What about fault tolerance?
  I.e. what if a server crashes during a MR job?
  Hiding failures is a huge part of ease of programming!
  Why not re-start the whole job from the beginning?
  MR re-runs just the failed Map()s and Reduce()s.
    MR requires them to be pure functions:
      they don't keep state across calls,
      they don't read or write files other than expected MR inputs/outputs,
      there's no hidden communication among tasks.
    So re-execution yields the same output.
  The requirement for pure functions is a major limitation of
    MR compared to other parallel programming schemes.
    But it's critical to MR's simplicity.

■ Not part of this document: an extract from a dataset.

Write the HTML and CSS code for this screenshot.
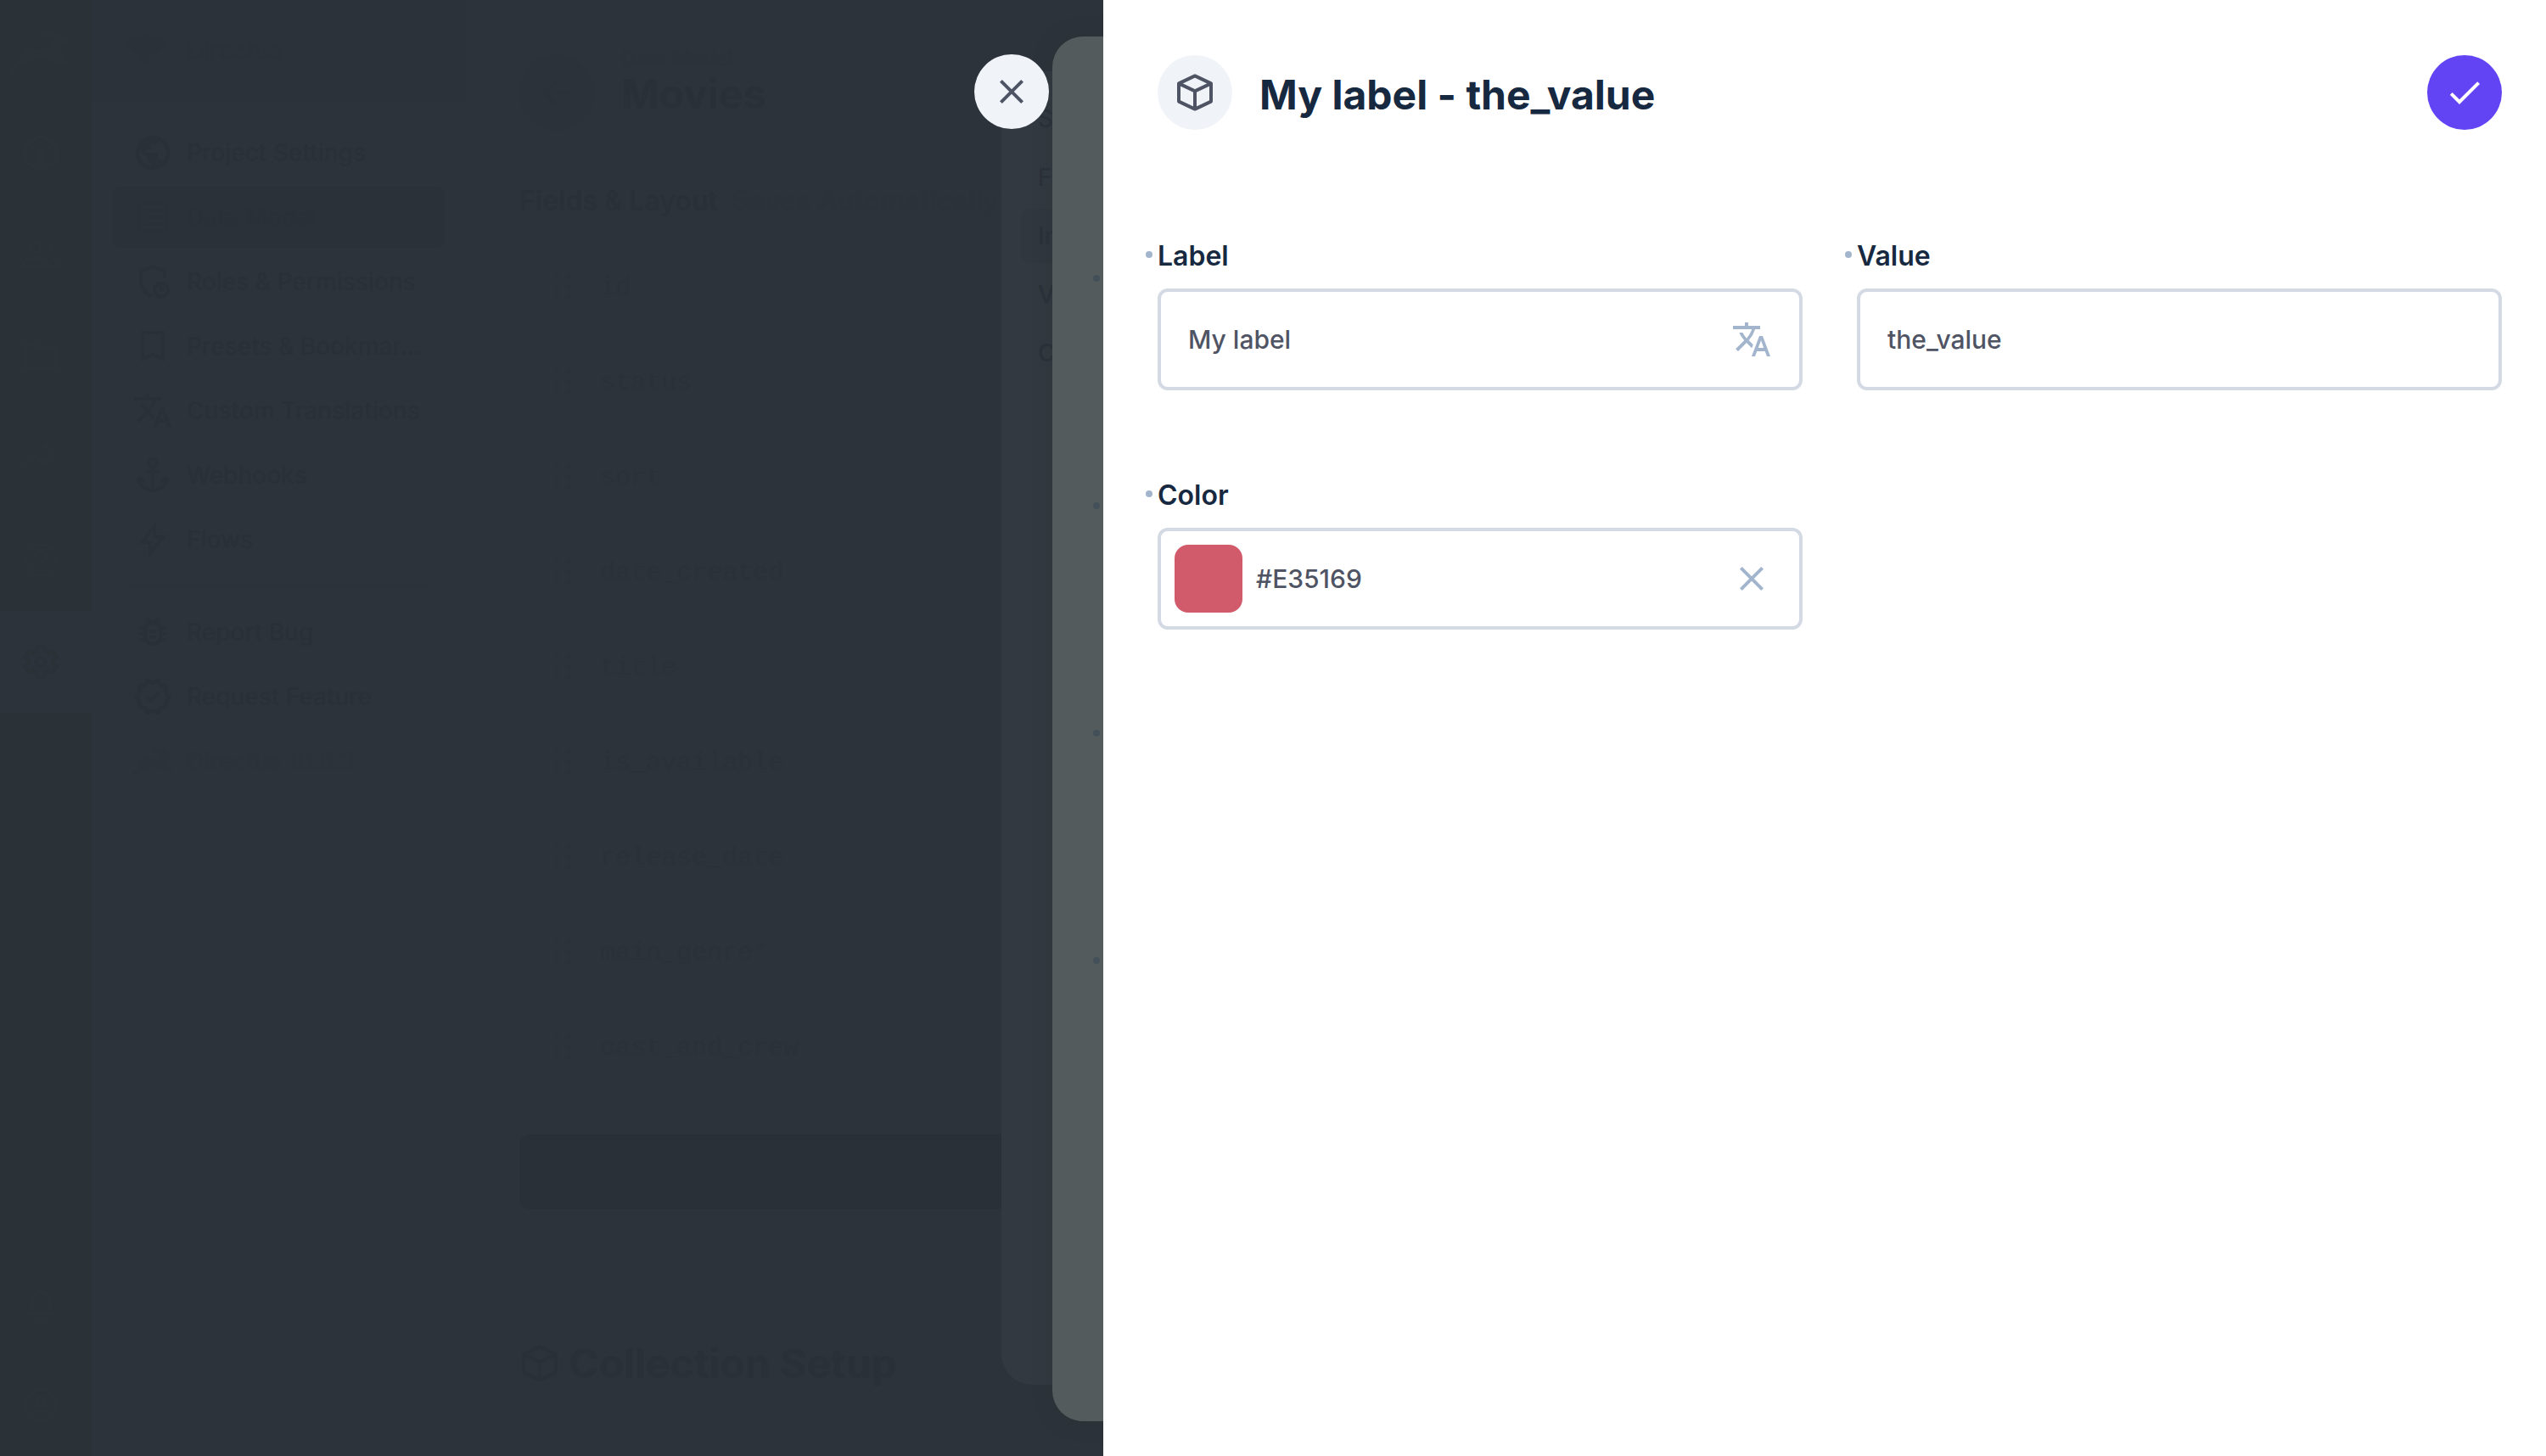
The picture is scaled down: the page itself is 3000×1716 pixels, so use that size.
FILE: index.html
```html
<!DOCTYPE html>
<html lang="en">
<head>
<meta charset="utf-8">
<meta name="viewport" content="width=device-width, initial-scale=1">
<title>My label - the_value</title>
<link rel="stylesheet" href="styles.css">
</head>
<body>
<svg class="sprite" aria-hidden="true">
  <symbol id="i-box" viewBox="0 0 24 24"><path fill="none" stroke="currentColor" stroke-width="2" stroke-linejoin="round" d="M12 2.200 2.500 6.700v10.600L12 21.800l9.500-4.500V6.700zM2.500 6.700l9.500 4.500 9.500-4.500M12 11.200V21.800"/></symbol>
  <symbol id="i-close" viewBox="0 0 24 24"><path fill="none" stroke="currentColor" stroke-width="2" d="M5.700 5.700 18.300 18.300M18.300 5.700 5.700 18.300"/></symbol>
  <symbol id="i-check" viewBox="0 0 24 24"><path fill="currentColor" d="M9 16.170 4.830 12l-1.420 1.410L9 19 21 7l-1.410-1.410z"/></symbol>
  <symbol id="i-translate" viewBox="0 0 24 24"><path fill="currentColor" d="M12.870 15.070l-2.540-2.510.030-.030A17.520 17.520 0 0 0 14.070 6H17V4h-7V2H8v2H1v1.990h11.170C11.500 7.920 10.440 9.750 9 11.350 8.070 10.320 7.300 9.190 6.690 8h-2c.730 1.630 1.730 3.170 2.980 4.560l-5.090 5.020L4 19l5-5 3.110 3.110.760-2.040zM18.500 10h-2L12 22h2l1.120-3h4.750L21 22h2l-4.500-12zm-2.620 7 1.620-4.330L19.120 17h-3.240z"/></symbol>
  <symbol id="i-people" viewBox="0 0 24 24"><path fill="none" stroke="currentColor" stroke-width="2" d="M2 19v-2c0-2 3.500-3 7-3s7 1 7 3v2zM9 5a3 3 0 1 1 0 6 3 3 0 0 1 0-6M15 5a3 3 0 0 1 0 6M18 14.500c2 .5 3.500 1.500 3.500 2.500v2h-3"/></symbol>
  <symbol id="i-folder" viewBox="0 0 24 24"><path fill="none" stroke="currentColor" stroke-width="2" d="M3 5h6l2 2h10v12H3z"/></symbol>
  <symbol id="i-insights" viewBox="0 0 24 24"><path fill="none" stroke="currentColor" stroke-width="2" d="m2 17 7-7 5 5 7-8M15 3v4M13 5h4"/></symbol>
  <symbol id="i-help" viewBox="0 0 24 24"><path fill="none" stroke="currentColor" stroke-width="2" d="M12 3a9 9 0 1 1 0 18 9 9 0 0 1 0-18M9 10a3 3 0 1 1 4.500 2.600C12.500 13.200 12 13.700 12 15M12 16.500v2"/></symbol>
  <symbol id="i-gear" viewBox="0 0 24 24"><path fill="none" stroke="currentColor" stroke-width="2" stroke-linejoin="round" d="M10 3h4l.5 3 2 1 2.700-1 2 3.400L19 11.300v1.400l2.200 1.900-2 3.400-2.700-1-2 1-.5 3h-4l-.5-3-2-1-2.700 1-2-3.400L5 12.700v-1.400L2.800 9.400l2-3.400 2.700 1 2-1z"/><circle cx="12" cy="12" r="2.800" fill="none" stroke="currentColor" stroke-width="2"/></symbol>
  <symbol id="i-globe" viewBox="0 0 24 24"><path fill="currentColor" d="M12 2a10 10 0 1 0 0 20 10 10 0 0 0 0-20zm-1 17.930A8 8 0 0 1 4 12c0-.620.080-1.210.210-1.790L9 15v1a2 2 0 0 0 2 2v1.930zm6.900-2.540A2 2 0 0 0 16 16h-1v-3a1 1 0 0 0-1-1H8v-2h2a1 1 0 0 0 1-1V7h2a2 2 0 0 0 2-2v-.410a8 8 0 0 1 2.900 12.800z"/></symbol>
  <symbol id="i-list" viewBox="0 0 24 24"><path fill="none" stroke="currentColor" stroke-width="2" d="M4 4h16v16H4zM7 8h2M11 8h6M7 12h2M11 12h6M7 16h2M11 16h6"/></symbol>
  <symbol id="i-shield" viewBox="0 0 24 24"><path fill="none" stroke="currentColor" stroke-width="2" d="M19 10V6l-7-3-7 3v5c0 4.500 2.500 8 6.500 9.500"/><circle cx="17" cy="17" r="4" fill="none" stroke="currentColor" stroke-width="2"/><circle cx="17" cy="16" r="1.500" fill="currentColor"/></symbol>
  <symbol id="i-bookmark" viewBox="0 0 24 24"><path fill="none" stroke="currentColor" stroke-width="2" d="M6 4h12v15.500L12 17l-6 2.500z"/></symbol>
  <symbol id="i-anchor" viewBox="0 0 24 24"><path fill="none" stroke="currentColor" stroke-width="2" d="M12 2.500a2.300 2.300 0 1 1 0 4.600 2.300 2.300 0 0 1 0-4.600M12 7v14M8 10h8M4 14c0 4 4 7 8 7s8-3 8-7M3 16l1-2 3 1.500M21 16l-1-2-3 1.500"/></symbol>
  <symbol id="i-bolt" viewBox="0 0 24 24"><path fill="none" stroke="currentColor" stroke-width="2" d="M13 4 6 13.500h4.500V20L18 10.500h-5z"/></symbol>
  <symbol id="i-bug" viewBox="0 0 24 24"><path fill="none" stroke="currentColor" stroke-width="2" d="M12 6.500c3 0 4.500 2 4.500 5v3c0 3-2 4.500-4.500 4.500s-4.500-1.500-4.500-4.500v-3c0-3 1.500-5 4.500-5M8 3.500l3 3M16 3.500l-3 3M4 9.500h4M4 13h4M4 16.500h4M16 9.500h4M16 13h4M16 16.500h4M10 11.500h4M10 15h4"/></symbol>
  <symbol id="i-verified" viewBox="0 0 24 24"><path fill="none" stroke="currentColor" stroke-width="2" stroke-linejoin="round" d="m12 4 3-1.500 1.800 2.700 3.200.8-.3 3.300L22 12l-2.300 2.700.3 3.300-3.200.8L15 21.500 12 20l-3 1.500-1.800-2.700L4 18l.3-3.300L2 12l2.300-2.700L4 6l3.200-.8L9 2.500zM8.500 12l2.500 2.500 4.500-4.500"/></symbol>
  <symbol id="i-bell" viewBox="0 0 24 24"><path fill="none" stroke="currentColor" stroke-width="2" d="M4 18h16M6.500 18v-7a5.500 5.500 0 0 1 11 0v7M12 3v2M10 21h4"/></symbol>
  <symbol id="i-user" viewBox="0 0 24 24"><path fill="none" stroke="currentColor" stroke-width="2" d="M12 3a9 9 0 1 1 0 18 9 9 0 0 1 0-18M12 7a2.800 2.800 0 1 1 0 5.600A2.800 2.800 0 0 1 12 7M6 18c2-3.500 10-3.500 12 0"/></symbol>
  <symbol id="i-gem" viewBox="0 0 24 24"><path fill="currentColor" d="M0 8c6-7 18-7 24 0L12 21z"/></symbol>
  <symbol id="i-back" viewBox="0 0 24 24"><path fill="none" stroke="currentColor" stroke-width="2" d="M20 12H5M12 5l-7 7 7 7"/></symbol>
  <symbol id="i-drag" viewBox="0 0 24 24"><path fill="currentColor" d="M7 4h3v3H7zM14 4h3v3h-3zM7 10h3v3H7zM14 10h3v3h-3zM7 16h3v3H7zM14 16h3v3h-3z"/></symbol>
  <symbol id="i-rabbit" viewBox="0 0 80 50"><path fill="currentColor" d="M0 49c8-8 13-13 18-20 1-6 0-9 1-13 6 5 16 6 26 6 8 0 10-5 8-11-6-2-13-3-15-7 8-6 22-4 30 4 3 3 6 5 6 8-3 5-8 3-10 8 0 7 7 11 14 18l-3 3c-7-6-14-5-22-6-6-1-8-4-13-5-8 2-11 6-19 8-9 3-14 10-19 8z"/></symbol>
</svg>

<div class="app">
  <aside class="modules" aria-label="Modules">
    <svg class="logo"><use href="#i-rabbit"/></svg>
    <a class="module" href="#" aria-label="Content"><svg class="icon"><use href="#i-box"/></svg></a>
    <a class="module" href="#" aria-label="Users"><svg class="icon"><use href="#i-people"/></svg></a>
    <a class="module" href="#" aria-label="Files"><svg class="icon"><use href="#i-folder"/></svg></a>
    <a class="module" href="#" aria-label="Insights"><svg class="icon"><use href="#i-insights"/></svg></a>
    <a class="module" href="#" aria-label="Help"><svg class="icon"><use href="#i-help"/></svg></a>
    <a class="module module-active" href="#" aria-label="Settings"><svg class="icon"><use href="#i-gear"/></svg></a>
    <a class="module module-bottom" href="#" aria-label="Notifications"><svg class="icon"><use href="#i-bell"/></svg></a>
    <a class="module" href="#" aria-label="Profile"><svg class="icon"><use href="#i-user"/></svg></a>
  </aside>

  <div class="sidebar">
    <div class="project"><svg class="icon"><use href="#i-gem"/></svg><span>Directus</span></div>
    <nav class="nav">
      <a class="nav-item" href="#"><svg class="icon"><use href="#i-globe"/></svg><span>Project Settings</span></a>
      <a class="nav-item nav-active" href="#"><svg class="icon"><use href="#i-list"/></svg><span>Data Model</span></a>
      <a class="nav-item" href="#"><svg class="icon"><use href="#i-shield"/></svg><span>Roles &amp; Permissions</span></a>
      <a class="nav-item" href="#"><svg class="icon"><use href="#i-bookmark"/></svg><span>Presets &amp; Bookmar…</span></a>
      <a class="nav-item" href="#"><svg class="icon"><use href="#i-translate"/></svg><span>Custom Translations</span></a>
      <a class="nav-item" href="#"><svg class="icon"><use href="#i-anchor"/></svg><span>Webhooks</span></a>
      <a class="nav-item" href="#"><svg class="icon"><use href="#i-bolt"/></svg><span>Flows</span></a>
      <hr class="divider">
      <a class="nav-item" href="#"><svg class="icon"><use href="#i-bug"/></svg><span>Report Bug</span></a>
      <a class="nav-item" href="#"><svg class="icon"><use href="#i-verified"/></svg><span>Request Feature</span></a>
      <a class="nav-item nav-faint" href="#"><svg class="icon"><use href="#i-rabbit"/></svg><span>Directus 10.6.3</span></a>
    </nav>
  </div>

  <main class="main">
    <header class="main-head">
      <button class="round back" type="button" aria-label="Back"><svg class="icon"><use href="#i-back"/></svg></button>
      <div>
        <p class="crumb">Data Model</p>
        <h1 class="title">Movies</h1>
      </div>
    </header>
    <h2 class="section">Fields &amp; Layout <span class="faint">Saves Automatically</span></h2>
    <ul class="rows">
      <li class="row"><svg class="icon"><use href="#i-drag"/></svg>id</li>
      <li class="row"><svg class="icon"><use href="#i-drag"/></svg>status</li>
      <li class="row"><svg class="icon"><use href="#i-drag"/></svg>sort</li>
      <li class="row"><svg class="icon"><use href="#i-drag"/></svg>date_created</li>
      <li class="row"><svg class="icon"><use href="#i-drag"/></svg>title</li>
      <li class="row"><svg class="icon"><use href="#i-drag"/></svg>is_available</li>
      <li class="row"><svg class="icon"><use href="#i-drag"/></svg>release_date</li>
      <li class="row"><svg class="icon"><use href="#i-drag"/></svg>main_genre*</li>
      <li class="row"><svg class="icon"><use href="#i-drag"/></svg>cast_and_crew</li>
    </ul>
    <button class="create" type="button" aria-label="Create Field"></button>
    <h2 class="title setup"><svg class="icon"><use href="#i-box"/></svg>Collection Setup</h2>
  </main>
</div>

<div class="sheet sheet-back">
  <nav class="tabs">
    <a class="tab" href="#">S</a>
    <a class="tab" href="#">F</a>
    <a class="tab tab-active" href="#">In</a>
    <a class="tab" href="#">V</a>
    <a class="tab" href="#">C</a>
  </nav>
</div>
<div class="sheet sheet-front">
  <i class="dot"></i><i class="dot"></i><i class="dot"></i><i class="dot"></i>
</div>
<button class="round close" type="button" aria-label="Close"><svg class="icon"><use href="#i-close"/></svg></button>

<section class="drawer" role="dialog" aria-labelledby="drawer-title">
  <header class="drawer-head">
    <span class="round badge"><svg class="icon"><use href="#i-box"/></svg></span>
    <h1 class="title drawer-title" id="drawer-title">My label - the_value</h1>
    <button class="round save" type="button" aria-label="Save"><svg class="icon"><use href="#i-check"/></svg></button>
  </header>
  <form class="form">
    <div class="field">
      <label class="label" for="f-label">Label</label>
      <div class="control">
        <input class="input" id="f-label" type="text" value="My label">
        <button class="tool" type="button" aria-label="Translate"><svg class="icon"><use href="#i-translate"/></svg></button>
      </div>
    </div>
    <div class="field">
      <label class="label" for="f-value">Value</label>
      <div class="control"><input class="input" id="f-value" type="text" value="the_value"></div>
    </div>
    <div class="field">
      <label class="label" for="f-color">Color</label>
      <div class="control control-color">
        <button class="swatch" type="button" aria-label="Choose color"></button>
        <input class="input" id="f-color" type="text" value="#E35169">
        <button class="tool" type="button" aria-label="Clear color"><svg class="icon"><use href="#i-close"/></svg></button>
      </div>
    </div>
  </form>
</section>
</body>
</html>
```

FILE: styles.css
```css
:root {
  --shade: #2c333a;
  --shade-deep: #2a3137;
  --shade-text: #2a3038;
  --border: #d3dae4;
  --muted: #a2b5cd;
  --text: #4f5464;
  --heading: #172940;
}

* { box-sizing: border-box; }

body {
  position: relative;
  min-height: 100vh;
  margin: 0;
  overflow: hidden;
  background: var(--shade);
  color: var(--shade-text);
  font: 500 28px/40px Inter, "Liberation Sans", sans-serif;
}

h1, h2, p, ul { margin: 0; padding: 0; }
a { color: inherit; text-decoration: none; }
button { padding: 0; border: 0; background: none; color: inherit; font: inherit; }

.sprite { position: absolute; width: 0; height: 0; }
.icon { flex: none; width: 48px; height: 48px; }

.round {
  display: flex;
  flex: none;
  align-items: center;
  justify-content: center;
  width: 88px;
  height: 88px;
  border-radius: 50%;
}

.title {
  font-size: 48px;
  line-height: 52px;
  font-weight: 700;
}

/* Dimmed application behind the drawer */
.app { display: flex; min-height: 100vh; }

.modules {
  display: flex;
  flex: none;
  flex-direction: column;
  width: 108px;
  background: var(--shade-deep);
  color: #2b3238;
}
.logo { width: 80px; height: 48px; margin: 36px 8px; }
.module {
  display: flex;
  align-items: center;
  height: 120px;
  padding-left: 24px;
}
.module-active { background: var(--shade); color: var(--shade-deep); }
.module-bottom { margin-top: auto; }

.sidebar { flex: none; width: 440px; }
.project {
  display: flex;
  align-items: center;
  gap: 24px;
  height: 120px;
  padding-left: 40px;
  background: #2b3239;
  color: #2a3138;
}
.nav {
  display: flex;
  flex-direction: column;
  gap: 4px;
  padding: 24px;
}
.nav-item {
  display: flex;
  align-items: center;
  gap: 16px;
  height: 72px;
  padding: 0 20px 0 24px;
  border-radius: 12px;
}
.nav-item span { white-space: nowrap; }
.nav-active { background: #2a3138; color: #293037; }
.nav-faint { color: #2b3239; }
.divider {
  width: 360px;
  height: 4px;
  margin: 11px 16px 14px;
  border: 0;
  background: #2b3239;
}

.main { flex: 1; padding: 53px 64px 0; }
.main-head { display: flex; gap: 32px; }
.back { margin-top: 12px; background: #2b3239; color: #2a3138; }
.crumb { font-size: 24px; line-height: 32px; font-weight: 600; color: #2b3239; }
.section { margin-top: 60px; font-size: 32px; line-height: 48px; font-weight: 600; }
.faint { margin-left: 8px; color: #2b3239; }
.rows {
  display: flex;
  flex-direction: column;
  gap: 8px;
  margin-top: 26px;
  list-style: none;
}
.row {
  display: flex;
  align-items: center;
  gap: 20px;
  height: 104px;
  padding-left: 27px;
  color: #2a3138;
  font: 500 30px/40px "Liberation Mono", monospace;
}
.row .icon { color: #2b3239; }
.create {
  display: block;
  width: 100%;
  height: 88px;
  margin-top: 50px;
  border-radius: 12px;
  background: #2a3037;
}
.setup { display: flex; align-items: center; gap: 10px; margin-top: 156px; }

/* Stacked sheets peeking out from under the drawer */
.sheet { position: absolute; right: 0; }
.sheet-back {
  top: 84px;
  bottom: 84px;
  left: 1180px;
  padding: 24px 23px;
  border-radius: 36px 0 0 36px;
  background: #323940;
  color: #2a3139;
}
.tabs { display: flex; flex-direction: column; gap: 5px; }
.tab { height: 64px; padding-left: 20px; border-radius: 12px; line-height: 64px; }
.tab-active { background: #30373e; }
.sheet-front {
  top: 43px;
  bottom: 41px;
  left: 1240px;
  display: flex;
  flex-direction: column;
  gap: 260px;
  padding: 281px 48px;
  border-radius: 36px 0 0 36px;
  background: #535b5d;
  box-shadow: 0 0 20px rgba(44, 51, 52, .5);
}
.dot { width: 8px; height: 8px; border-radius: 50%; background: #43505a; }

.close {
  position: absolute;
  top: 64px;
  left: 1148px;
  background: #f0f4f9;
  color: var(--text);
}

/* Drawer */
.drawer {
  position: absolute;
  inset: 0 0 0 1300px;
  padding: 65px 52px 64px 64px;
  background: #fff;
  color: var(--heading);
}
.drawer-head { display: flex; align-items: center; gap: 32px; }
.drawer-title { flex: 1; padding-top: 6px; }
.badge { background: #f0f4f9; color: var(--text); }
.save { background: #6244f4; color: #fff; }

.form {
  display: grid;
  grid-template-columns: 1fr 1fr;
  gap: 100px 64px;
  margin-top: 125px;
}
.label {
  position: relative;
  display: block;
  margin-bottom: 14px;
  font-size: 32px;
  line-height: 48px;
  font-weight: 600;
}
.label::before {
  content: "";
  position: absolute;
  top: 18px;
  left: -14px;
  width: 8px;
  height: 8px;
  border-radius: 50%;
  background: var(--muted);
}
.control {
  display: flex;
  align-items: center;
  height: 120px;
  padding: 0 32px;
  border: 4px solid var(--border);
  border-radius: 12px;
}
.control-color { gap: 16px; padding-left: 16px; }
.input {
  flex: 1;
  min-width: 0;
  height: 48px;
  padding: 0;
  border: 0;
  outline: 0;
  background: none;
  color: var(--text);
  font: 500 30px/48px Inter, "Liberation Sans", sans-serif;
}
.tool { display: flex; color: var(--muted); }
.swatch { width: 80px; height: 80px; border-radius: 16px; background: #d15b6b; }
```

Details of worker crash recovery:
  * Map worker crashes:
    master sees worker no longer responds to pings
    crashed worker's intermediate Map output is lost
      but is likely needed by every Reduce task!
    master re-runs, spreads tasks over other GFS replicas of input.
    some Reduce workers may already have read failed worker's intermediate data.
      here we depend on functional and deterministic Map()!
    master need not re-run Map if Reduces have fetched all intermediate data
      though then a Reduce crash would then force re-execution of failed Map
  * Reduce worker crashes.
    finshed tasks are OK -- stored in GFS, with replicas.
    master re-starts worker's unfinished tasks on other workers.
  * Reduce worker crashes in the middle of writing its output.
    GFS has atomic rename that prevents output from being visible until complete.
    so it's safe for the master to re-run the Reduce tasks somewhere else.

Other failures/problems:
  * What if the master gives two workers the same Map() task?
    perhaps the master incorrectly thinks one worker died.
    it will tell Reduce workers about only one of them.
  * What if the master gives two workers the same Reduce() task?
    they will both try to write the same output file on GFS!
    atomic GFS rename prevents mixing; one complete file will be visible.
  * What if a single worker is very slow -- a "straggler"?
    perhaps due to flakey hardware.
    master starts a second copy of last few tasks.
  * What if a worker computes incorrect output, due to broken h/w or s/w?
    too bad! MR assumes "fail-stop" CPUs and software.
  * What if the master crashes?

For what applications *doesn't* MapReduce work well?
  Not everything fits the map/shuffle/reduce pattern.
  Small data, since overheads are high. E.g. not web site back-end.
  Small updates to big data, e.g. add a few documents to a big index
  Unpredictable reads (neither Map nor Reduce can choose input)
  Multiple shuffles, e.g. page-rank (can use multiple MR but not very efficient)
  More flexible systems allow these, but more complex model.

Conclusion
  MapReduce single-handedly made big cluster computation popular.
  - Not the most efficient or flexible.
  + Scales well.
  + Easy to program -- failures and data movement are hidden.
  These were good trade-offs in practice.
  We'll see some more advanced successors later in the course.
  Have fun with the lab!